'Yellow Procession' painting by Susie Hamilton
- Made:
- 2020
- maker:
- Susie Hamilton
Painting with charcoal and graphite 'Yellow Procession' by Susie Hamilton, 2020. Five figures in a line, facing right, to the left of the image, all in yellow and black Personal Protective Equipment. They stand behind a lying figure on a bed, with horizontal lines behind. Titled, signed and dated below.
Susie Hamilton’s series of ‘Doctors’ paintings and drawings were made in immediate response to the Covid-19 pandemic and first lockdown of 2020. Inspired by photographs shared by a medical friend, they continue a tradition of artists in dialogue with medical work while also speaking to the specific constraints of the pandemic and the importance of personal protective equipment.

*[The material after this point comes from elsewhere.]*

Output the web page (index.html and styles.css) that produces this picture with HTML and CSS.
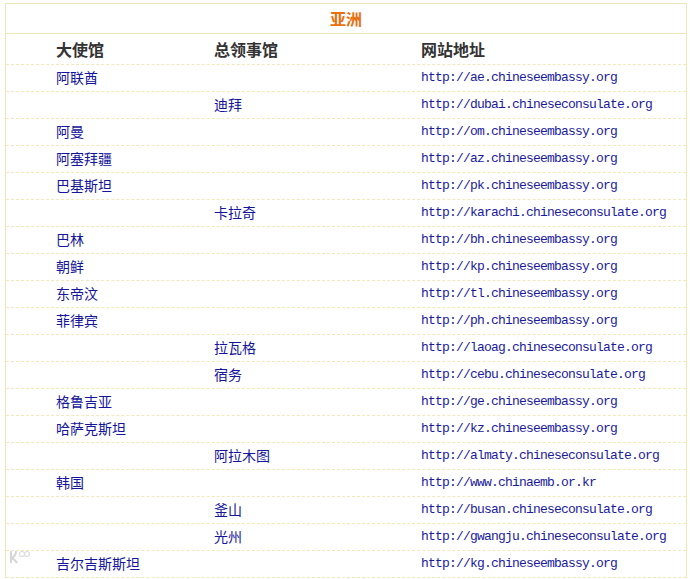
FILE: index.html
```html
<!DOCTYPE html>
<html lang="zh-CN">
<head>
<meta charset="utf-8">
<title>亚洲 - 使领馆网址</title>
<link rel="stylesheet" href="styles.css">
</head>
<body>
<div class="panel">
  <div class="title">亚洲</div>
  <div class="row head">
    <div>大使馆</div>
    <div>总领事馆</div>
    <div>网站地址</div>
  </div>
  <div class="row"><a>阿联酋</a><span></span><a class="url">http://ae.chineseembassy.org</a></div>
  <div class="row"><span></span><a>迪拜</a><a class="url">http://dubai.chineseconsulate.org</a></div>
  <div class="row"><a>阿曼</a><span></span><a class="url">http://om.chineseembassy.org</a></div>
  <div class="row"><a>阿塞拜疆</a><span></span><a class="url">http://az.chineseembassy.org</a></div>
  <div class="row"><a>巴基斯坦</a><span></span><a class="url">http://pk.chineseembassy.org</a></div>
  <div class="row"><span></span><a>卡拉奇</a><a class="url">http://karachi.chineseconsulate.org</a></div>
  <div class="row"><a>巴林</a><span></span><a class="url">http://bh.chineseembassy.org</a></div>
  <div class="row"><a>朝鲜</a><span></span><a class="url">http://kp.chineseembassy.org</a></div>
  <div class="row"><a>东帝汶</a><span></span><a class="url">http://tl.chineseembassy.org</a></div>
  <div class="row"><a>菲律宾</a><span></span><a class="url">http://ph.chineseembassy.org</a></div>
  <div class="row"><span></span><a>拉瓦格</a><a class="url">http://laoag.chineseconsulate.org</a></div>
  <div class="row"><span></span><a>宿务</a><a class="url">http://cebu.chineseconsulate.org</a></div>
  <div class="row"><a>格鲁吉亚</a><span></span><a class="url">http://ge.chineseembassy.org</a></div>
  <div class="row"><a>哈萨克斯坦</a><span></span><a class="url">http://kz.chineseembassy.org</a></div>
  <div class="row"><span></span><a>阿拉木图</a><a class="url">http://almaty.chineseconsulate.org</a></div>
  <div class="row"><a>韩国</a><span></span><a class="url">http://www.chinaemb.or.kr</a></div>
  <div class="row"><span></span><a>釜山</a><a class="url">http://busan.chineseconsulate.org</a></div>
  <div class="row"><span></span><a>光州</a><a class="url">http://gwangju.chineseconsulate.org</a></div>
  <div class="row"><a>吉尔吉斯斯坦</a><span></span><a class="url">http://kg.chineseembassy.org</a></div>
  <div class="watermark" aria-hidden="true">
    <svg width="22" height="16" viewBox="0 0 22 16"><path d="M3 2v12M3 9c3-1 5-4 5-7M3 9c3 1 5 3 6 5" fill="none" stroke="#cfcfcf" stroke-width="2"/><circle cx="14" cy="5" r="2.5" fill="none" stroke="#d6d6d6" stroke-width="1.2"/><circle cx="19" cy="5" r="2.5" fill="none" stroke="#d6d6d6" stroke-width="1.2"/></svg>
  </div>
</div>
</body>
</html>
```
FILE: styles.css
```css
html, body {
  margin: 0;
  padding: 0;
  background: #ffffff;
  overflow: hidden;
}
body {
  font-family: "Noto Sans CJK SC", "Noto Sans", sans-serif;
  font-size: 14px;
}
.panel {
  position: relative;
  margin: 3px 0 0 5px;
  width: 680px;
  border: 1px solid #efe5b5;
  border-bottom: none;
}
.title {
  height: 29px;
  line-height: 28px;
  text-align: center;
  color: #e8700e;
  font-size: 16px;
  font-weight: bold;
  border-bottom: 1px solid #efe5b5;
}
.row {
  display: grid;
  grid-template-columns: 158px 207px 1fr;
  padding-left: 50px;
  height: 26px;
  align-items: center;
  border-bottom: 1px dashed #f1e8bc;
}
.row.head {
  height: 30px;
  font-size: 16px;
  font-weight: bold;
  color: #333333;
  line-height: 28px;
}
.row a {
  color: #14149c;
  text-decoration: none;
  line-height: 24px;
  padding-bottom: 2px;
}
.row .url {
  color: #1a1aa0;
  font-family: "Liberation Mono", "DejaVu Sans Mono", monospace;
  font-size: 13px;
  letter-spacing: -0.8px;
  line-height: 26px;
  padding-bottom: 0;
}
.watermark {
  position: absolute;
  left: 2px;
  top: 545px;
  display: flex;
  align-items: center;
  opacity: 0.85;
}
```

Peter Collins, a consultant hepatologist and deputy director at the University Hospitals Bristol and Weston, is a collector and admirer of Hamilton’s work. Knowing the artist’s interest in ‘twisted figures, metamorphosis, and in isolation’ he offered to share photographs that he had taken in the hospital wards. Starting from this inspiration, Hamilton developed a series of 100s of works showing doctors, nurses and patients facing Covid-19, later also based on news footage from television and online. These small, fluid works are full of the energy and tension of intensive care. Our viewpoint is often that of the patient, looking up at groups or single figures armoured in PPE, shown with abstracted surroundings and equipment. They seem at the same time distant, impersonal, isolated and intensely focused, human and caring.
Hamilton’s separation from the medical space, seeing through the camera lens of others, itself says something powerful about the particular context and fears of the pandemic. She was reliant on the same kinds of imagery through which most of us saw the impact on the NHS and her paintings evoke in particular the concerns around availability of PPE for medical staff. Hamilton’s work combines direct observation with classical, scientific and art historical imagery. She often responds to language and poetry and is drawn to light and dark. In early 2020, she was painting in response to Ovid’s Metamorphoses and found the pandemic offered ‘a real-life subject that carries the [same] mystery and terror’, the same sense of epic human drama.